What is the meaning of the term “thread-safe”?

The term “thread-safe” refers to a concept in computer programming and multithreading where a piece of code, function, or data structure can be safely invoked or accessed by multiple threads at the same time without causing race conditions, data corruption, or unexpected behavior.

Key Concepts of Thread-Safety:

1. Shared Resource Protection: Thread-safe code ensures that shared resources (such as variables, data structures, or files) are accessed and modified in a way that prevents interference between threads.
2. Synchronization: Thread-safe code often uses mechanisms like locks, semaphores, or atomic operations to coordinate thread access to shared resources.
3. Consistency: Operations performed by threads on shared resources maintain consistent states, regardless of the timing or interleaving of thread execution.

How Thread-Safety is Achieved

1. Mutual Exclusion (Locks): Ensuring that only one thread can access a critical section of code at a time.

   import threading
   
   lock = threading.Lock()
   
   def thread_safe_function():
       with lock:  # Acquire lock
           # Critical section
           print("Thread-safe operation")
   

2. Immutable Objects: Immutable objects (like strings in Python or final objects in Java) are inherently thread-safe because their state cannot change after creation.
3. Atomic Operations: Some programming languages or libraries provide atomic operations that ensure a single operation is performed without interruption.

   from threading import Lock
   
   counter = 0
   lock = Lock()
   
   def increment():
       global counter
       with lock:
           counter += 1
   

4. Thread-Local Storage: Storing thread-specific data that is not shared between threads.
5. Concurrent Data Structures: Using thread-safe data structures like ConcurrentHashMap in Java or queue.Queue in Python.

Examples of Thread-Safety in Real Life

1. Thread-Safe Libraries: Libraries like collections.deque in Python or Java’s ConcurrentHashMap are designed to handle concurrent access safely.
2. Database Connections: Database drivers often provide thread-safe connection pools to allow multiple threads to interact with the database without conflict.
3. Logging Frameworks: Logging frameworks like Python’s logging module are often thread-safe to handle logging from multiple threads without issues.

Thread-Safe vs.
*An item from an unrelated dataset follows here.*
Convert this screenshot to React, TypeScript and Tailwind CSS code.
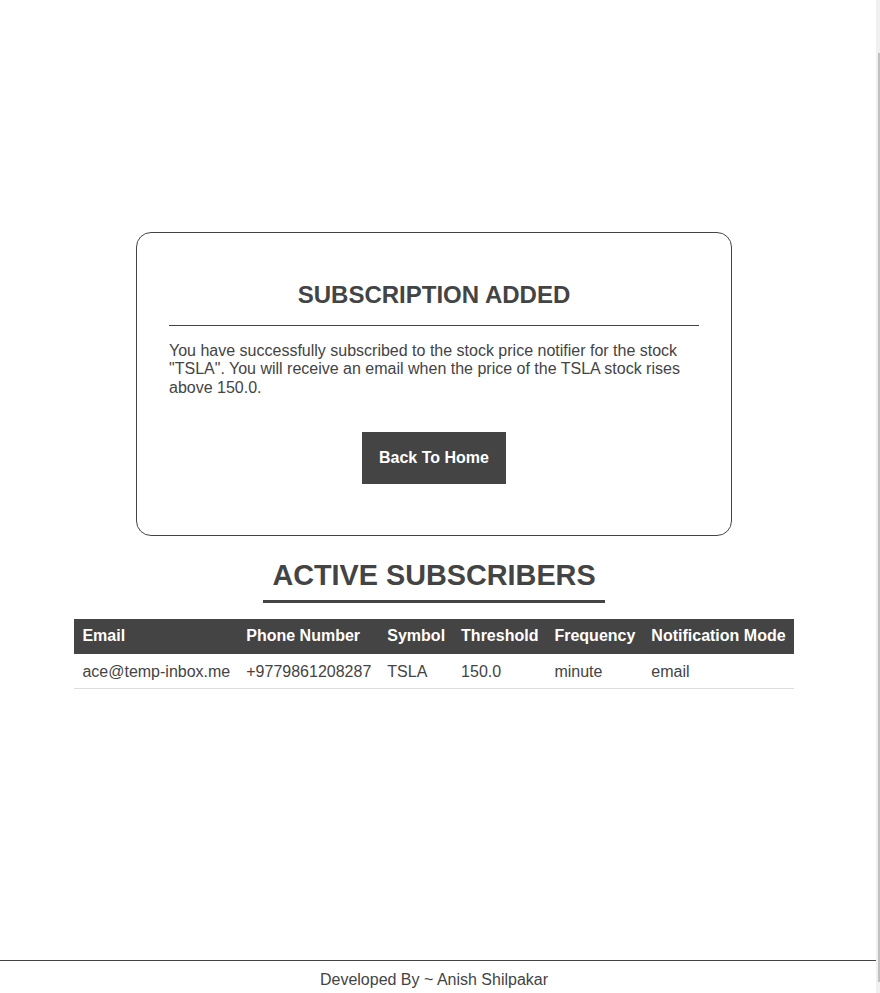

Non-Thread-Safe

• Thread-Safe Example (Python):

  import threading
  lock = threading.Lock()
  shared_data = []
  
  def safe_append(data):
      with lock:
          shared_data.append(data)
  

• Non-Thread-Safe Example (Python):

  shared_data = []
  
  def unsafe_append(data):
      shared_data.append(data)  # No lock, can cause race conditions
  

Why is Thread-Safety Important?

Without thread-safety, programs running in multithreaded environments may:

• Crash unexpectedly.
• Produce incorrect results.
• Encounter race conditions or deadlocks.

In summary, thread-safety is crucial for ensuring reliable and predictable behavior in concurrent or multithreaded programming. It involves protecting shared resources and maintaining data integrity through synchronization, atomic operations, and other mechanisms.